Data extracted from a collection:
━━━━
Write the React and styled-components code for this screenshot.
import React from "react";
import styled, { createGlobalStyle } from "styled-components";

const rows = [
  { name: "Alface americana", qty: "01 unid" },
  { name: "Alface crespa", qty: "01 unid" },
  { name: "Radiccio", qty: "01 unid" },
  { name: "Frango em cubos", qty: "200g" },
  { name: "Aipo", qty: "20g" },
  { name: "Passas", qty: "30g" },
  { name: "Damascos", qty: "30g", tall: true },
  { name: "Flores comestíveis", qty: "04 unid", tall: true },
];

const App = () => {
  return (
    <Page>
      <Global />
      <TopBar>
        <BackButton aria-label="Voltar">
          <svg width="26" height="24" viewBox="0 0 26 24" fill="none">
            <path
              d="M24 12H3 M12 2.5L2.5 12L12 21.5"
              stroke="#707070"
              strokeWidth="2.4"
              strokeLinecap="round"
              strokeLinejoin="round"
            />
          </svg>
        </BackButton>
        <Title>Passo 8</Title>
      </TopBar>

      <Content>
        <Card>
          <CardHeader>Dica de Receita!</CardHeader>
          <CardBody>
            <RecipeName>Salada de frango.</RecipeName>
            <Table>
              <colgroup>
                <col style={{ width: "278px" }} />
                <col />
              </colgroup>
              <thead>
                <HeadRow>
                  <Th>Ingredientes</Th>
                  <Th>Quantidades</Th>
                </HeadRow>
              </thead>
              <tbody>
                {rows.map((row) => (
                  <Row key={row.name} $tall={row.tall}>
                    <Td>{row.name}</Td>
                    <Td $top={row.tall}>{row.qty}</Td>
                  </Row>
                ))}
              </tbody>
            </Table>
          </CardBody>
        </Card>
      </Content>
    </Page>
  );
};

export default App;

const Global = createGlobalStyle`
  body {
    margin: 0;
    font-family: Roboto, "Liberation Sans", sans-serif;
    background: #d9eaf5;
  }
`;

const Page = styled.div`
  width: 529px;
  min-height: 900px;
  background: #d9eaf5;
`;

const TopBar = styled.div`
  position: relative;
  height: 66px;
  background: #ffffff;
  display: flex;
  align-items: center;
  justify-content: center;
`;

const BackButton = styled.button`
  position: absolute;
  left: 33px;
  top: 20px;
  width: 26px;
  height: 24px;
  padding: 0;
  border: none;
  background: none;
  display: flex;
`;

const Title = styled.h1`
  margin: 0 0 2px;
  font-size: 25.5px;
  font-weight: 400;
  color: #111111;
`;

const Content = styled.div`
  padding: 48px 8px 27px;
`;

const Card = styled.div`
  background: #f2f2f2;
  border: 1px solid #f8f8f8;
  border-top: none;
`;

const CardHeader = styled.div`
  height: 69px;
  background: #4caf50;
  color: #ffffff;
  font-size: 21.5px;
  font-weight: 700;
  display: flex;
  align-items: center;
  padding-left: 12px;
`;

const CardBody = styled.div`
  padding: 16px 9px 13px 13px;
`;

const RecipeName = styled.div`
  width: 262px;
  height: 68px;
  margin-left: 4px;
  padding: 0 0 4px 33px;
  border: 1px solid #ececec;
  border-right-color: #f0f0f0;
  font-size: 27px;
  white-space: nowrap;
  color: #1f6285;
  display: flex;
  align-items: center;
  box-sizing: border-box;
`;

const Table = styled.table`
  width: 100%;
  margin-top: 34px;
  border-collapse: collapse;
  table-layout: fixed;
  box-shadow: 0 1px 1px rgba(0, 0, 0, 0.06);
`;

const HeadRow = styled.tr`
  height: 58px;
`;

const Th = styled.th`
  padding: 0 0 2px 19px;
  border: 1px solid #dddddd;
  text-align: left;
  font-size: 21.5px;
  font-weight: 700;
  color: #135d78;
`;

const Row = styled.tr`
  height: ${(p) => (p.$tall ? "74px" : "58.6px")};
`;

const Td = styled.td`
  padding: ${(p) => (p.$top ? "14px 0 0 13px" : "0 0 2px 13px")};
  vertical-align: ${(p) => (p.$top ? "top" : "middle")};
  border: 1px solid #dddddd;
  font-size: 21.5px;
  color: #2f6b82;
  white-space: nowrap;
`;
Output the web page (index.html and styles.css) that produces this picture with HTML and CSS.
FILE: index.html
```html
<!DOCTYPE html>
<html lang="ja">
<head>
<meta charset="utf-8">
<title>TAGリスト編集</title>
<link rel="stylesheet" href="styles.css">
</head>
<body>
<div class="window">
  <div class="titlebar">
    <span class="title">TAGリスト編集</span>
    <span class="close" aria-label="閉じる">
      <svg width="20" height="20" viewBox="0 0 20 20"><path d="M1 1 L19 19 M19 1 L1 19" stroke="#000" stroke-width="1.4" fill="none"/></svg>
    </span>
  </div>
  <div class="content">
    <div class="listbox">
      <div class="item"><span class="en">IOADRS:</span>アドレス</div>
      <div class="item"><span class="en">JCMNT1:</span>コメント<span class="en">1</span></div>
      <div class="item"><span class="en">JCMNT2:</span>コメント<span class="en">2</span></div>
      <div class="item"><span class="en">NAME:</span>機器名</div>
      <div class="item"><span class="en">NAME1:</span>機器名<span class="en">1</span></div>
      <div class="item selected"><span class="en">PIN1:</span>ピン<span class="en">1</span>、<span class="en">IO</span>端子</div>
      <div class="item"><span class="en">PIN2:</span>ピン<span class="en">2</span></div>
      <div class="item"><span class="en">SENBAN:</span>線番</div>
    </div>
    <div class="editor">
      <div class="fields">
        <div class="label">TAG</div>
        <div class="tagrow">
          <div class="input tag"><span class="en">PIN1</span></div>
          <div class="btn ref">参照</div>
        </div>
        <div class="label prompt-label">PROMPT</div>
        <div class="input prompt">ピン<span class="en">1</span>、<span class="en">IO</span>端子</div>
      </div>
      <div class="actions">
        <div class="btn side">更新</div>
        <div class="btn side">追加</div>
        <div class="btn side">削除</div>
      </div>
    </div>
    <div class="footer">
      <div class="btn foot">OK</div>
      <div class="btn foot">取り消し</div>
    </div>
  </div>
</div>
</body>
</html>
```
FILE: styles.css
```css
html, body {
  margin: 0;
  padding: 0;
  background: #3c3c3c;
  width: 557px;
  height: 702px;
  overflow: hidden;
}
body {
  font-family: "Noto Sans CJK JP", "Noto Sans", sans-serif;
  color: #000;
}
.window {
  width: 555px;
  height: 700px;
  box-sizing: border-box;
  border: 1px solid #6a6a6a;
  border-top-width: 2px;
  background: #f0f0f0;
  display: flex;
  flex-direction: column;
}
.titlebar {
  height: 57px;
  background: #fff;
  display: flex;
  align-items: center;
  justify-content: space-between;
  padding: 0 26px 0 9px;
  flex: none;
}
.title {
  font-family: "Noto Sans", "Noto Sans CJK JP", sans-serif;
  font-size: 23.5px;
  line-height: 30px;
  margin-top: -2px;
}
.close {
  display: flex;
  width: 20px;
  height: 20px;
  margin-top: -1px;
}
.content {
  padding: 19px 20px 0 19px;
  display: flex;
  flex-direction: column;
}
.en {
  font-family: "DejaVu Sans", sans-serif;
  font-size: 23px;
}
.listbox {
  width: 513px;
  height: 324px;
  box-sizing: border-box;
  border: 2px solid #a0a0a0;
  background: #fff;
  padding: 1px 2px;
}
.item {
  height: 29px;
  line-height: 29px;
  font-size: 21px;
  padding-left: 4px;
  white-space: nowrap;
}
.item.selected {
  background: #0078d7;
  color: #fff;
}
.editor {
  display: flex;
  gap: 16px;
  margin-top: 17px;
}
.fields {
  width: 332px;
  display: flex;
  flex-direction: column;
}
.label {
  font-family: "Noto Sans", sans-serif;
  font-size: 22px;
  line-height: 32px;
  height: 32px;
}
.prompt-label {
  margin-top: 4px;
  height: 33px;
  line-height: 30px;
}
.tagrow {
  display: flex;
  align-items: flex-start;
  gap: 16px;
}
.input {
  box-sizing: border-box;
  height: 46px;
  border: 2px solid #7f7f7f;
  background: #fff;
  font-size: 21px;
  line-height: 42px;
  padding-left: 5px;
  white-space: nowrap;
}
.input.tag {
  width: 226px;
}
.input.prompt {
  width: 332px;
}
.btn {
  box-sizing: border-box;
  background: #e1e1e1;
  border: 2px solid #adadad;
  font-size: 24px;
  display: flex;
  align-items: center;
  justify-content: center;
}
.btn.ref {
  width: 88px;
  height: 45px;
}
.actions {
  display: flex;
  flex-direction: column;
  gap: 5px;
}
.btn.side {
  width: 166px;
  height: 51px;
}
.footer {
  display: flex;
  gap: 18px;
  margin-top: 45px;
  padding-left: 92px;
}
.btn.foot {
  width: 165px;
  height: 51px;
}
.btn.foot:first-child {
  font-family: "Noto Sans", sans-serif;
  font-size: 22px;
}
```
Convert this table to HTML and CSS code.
━━━━
* Objective
Look through the material above. Copy each line where the word "index" appears.

* Task answer
Output the web page (index.html and styles.css) that produces this picture with HTML and CSS.
FILE: index.html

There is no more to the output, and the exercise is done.